DIRECTIONS FOR THIS TASK>
Produce an exact transcription of the listing below, omitting the pictures.

------ DATASET CONTENT

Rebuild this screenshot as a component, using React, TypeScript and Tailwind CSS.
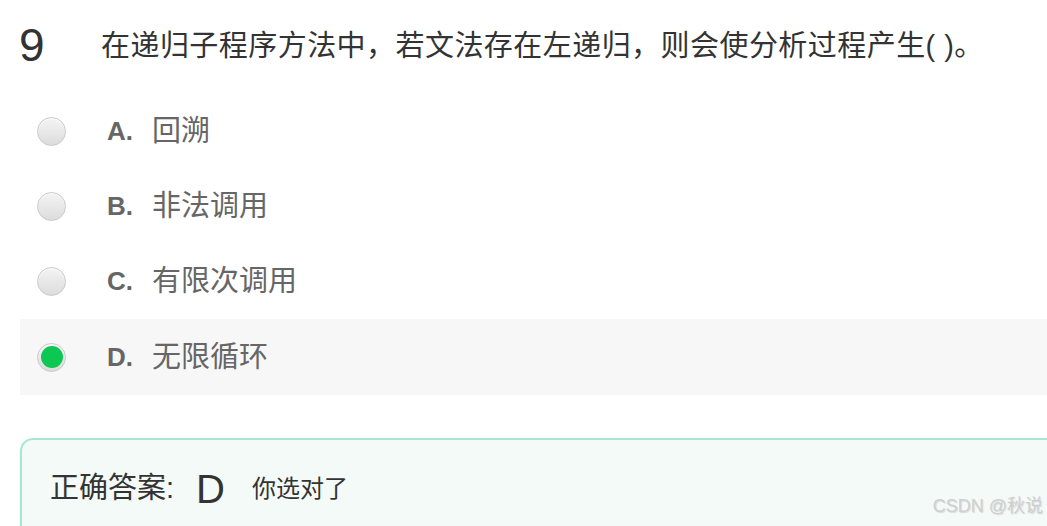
import React from 'react';

type Option = { key: string; text: string; selected?: boolean };

const options: Option[] = [
  { key: 'A', text: '回溯' },
  { key: 'B', text: '非法调用' },
  { key: 'C', text: '有限次调用' },
  { key: 'D', text: '无限循环', selected: true },
];

const font = "font-['Liberation_Sans','Noto_Sans_CJK_SC',sans-serif]";

function Radio({ checked }: { checked?: boolean }) {
  return (
    <div className="w-[29px] h-[29px] rounded-full border border-[#c9c9c9] bg-gradient-to-b from-[#f4f4f4] to-[#dcdcdc] flex items-center justify-center shadow-[inset_0_1px_1px_rgba(255,255,255,0.9)]">
      {checked && <div className="w-[22px] h-[22px] rounded-full bg-[#0cc752]" />}
    </div>
  );
}

export default function App() {
  return (
    <div className={`relative w-[1047px] h-[526px] overflow-hidden bg-white ${font}`}>
      <div className="flex items-center h-[92px] pl-[19px]">
        <span className="w-[82px] text-[46px] leading-none text-[#333] -mt-[2px]">9</span>
        <span className="text-[29px] leading-none text-[#333] tracking-[0.45px]">
          在递归子程序方法中，若文法存在左递归，则会使分析过程产生( )。
        </span>
      </div>

      <div className="flex flex-col pt-[2px]">
        {options.map((o) => (
          <div
            key={o.key}
            className={`ml-5 flex items-center h-[75px] pl-[17px] ${o.selected ? 'bg-[#f7f7f7] h-[76px]' : ''}`}
          >
            <Radio checked={o.selected} />
            <span className="ml-[41px] w-[45px] text-[26px] font-bold text-[#666]">{o.key}.</span>
            <span className="text-[29px] leading-none text-[#666]">{o.text}</span>
          </div>
        ))}
      </div>

      <div className="ml-5 mt-[43px] h-[140px] rounded-tl-[13px] border-t-2 border-l-2 border-[#a6e8cf] bg-[#f3faf8] pl-[28px] pt-[30px]">
        <div className="flex items-center h-[38px]">
          <span className="text-[29px] text-[#333]">正确答案:</span>
          <span className="ml-[22px] text-[40px] leading-none text-[#333]">D</span>
          <span className="ml-[27px] text-[24px] text-[#333]">你选对了</span>
        </div>
      </div>

      <div className="absolute right-[4px] bottom-[6px] text-[18px] font-normal text-[#cfcfcf] [text-shadow:1px_1px_1px_rgba(0,0,0,0.12)]">
        CSDN @秋说
      </div>
    </div>
  );
}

------------

RESPONSE TO THE EXERCISE>
Rebuild this screenshot as a component, using React, TypeScript and Tailwind CSS.
import React from 'react';

type Option = { key: string; text: string; selected?: boolean };

const options: Option[] = [
  { key: 'A', text: '回溯' },
  { key: 'B', text: '非法调用' },
  { key: 'C', text: '有限次调用' },
  { key: 'D', text: '无限循环', selected: true },
];

const font = "font-['Liberation_Sans','Noto_Sans_CJK_SC',sans-serif]";

function Radio({ checked }: { checked?: boolean }) {
  return (
    <div className="w-[29px] h-[29px] rounded-full border border-[#c9c9c9] bg-gradient-to-b from-[#f4f4f4] to-[#dcdcdc] flex items-center justify-center shadow-[inset_0_1px_1px_rgba(255,255,255,0.9)]">
      {checked && <div className="w-[22px] h-[22px] rounded-full bg-[#0cc752]" />}
    </div>
  );
}

export default function App() {
  return (
    <div className={`relative w-[1047px] h-[526px] overflow-hidden bg-white ${font}`}>
      <div className="flex items-center h-[92px] pl-[19px]">
        <span className="w-[82px] text-[46px] leading-none text-[#333] -mt-[2px]">9</span>
        <span className="text-[29px] leading-none text-[#333] tracking-[0.45px]">
          在递归子程序方法中，若文法存在左递归，则会使分析过程产生( )。
        </span>
      </div>

      <div className="flex flex-col pt-[2px]">
        {options.map((o) => (
          <div
            key={o.key}
            className={`ml-5 flex items-center h-[75px] pl-[17px] ${o.selected ? 'bg-[#f7f7f7] h-[76px]' : ''}`}
          >
            <Radio checked={o.selected} />
            <span className="ml-[41px] w-[45px] text-[26px] font-bold text-[#666]">{o.key}.</span>
            <span className="text-[29px] leading-none text-[#666]">{o.text}</span>
          </div>
        ))}
      </div>

      <div className="ml-5 mt-[43px] h-[140px] rounded-tl-[13px] border-t-2 border-l-2 border-[#a6e8cf] bg-[#f3faf8] pl-[28px] pt-[30px]">
        <div className="flex items-center h-[38px]">
          <span className="text-[29px] text-[#333]">正确答案:</span>
          <span className="ml-[22px] text-[40px] leading-none text-[#333]">D</span>
          <span className="ml-[27px] text-[24px] text-[#333]">你选对了</span>
        </div>
      </div>

      <div className="absolute right-[4px] bottom-[6px] text-[18px] font-normal text-[#cfcfcf] [text-shadow:1px_1px_1px_rgba(0,0,0,0.12)]">
        CSDN @秋说
      </div>
    </div>
  );
}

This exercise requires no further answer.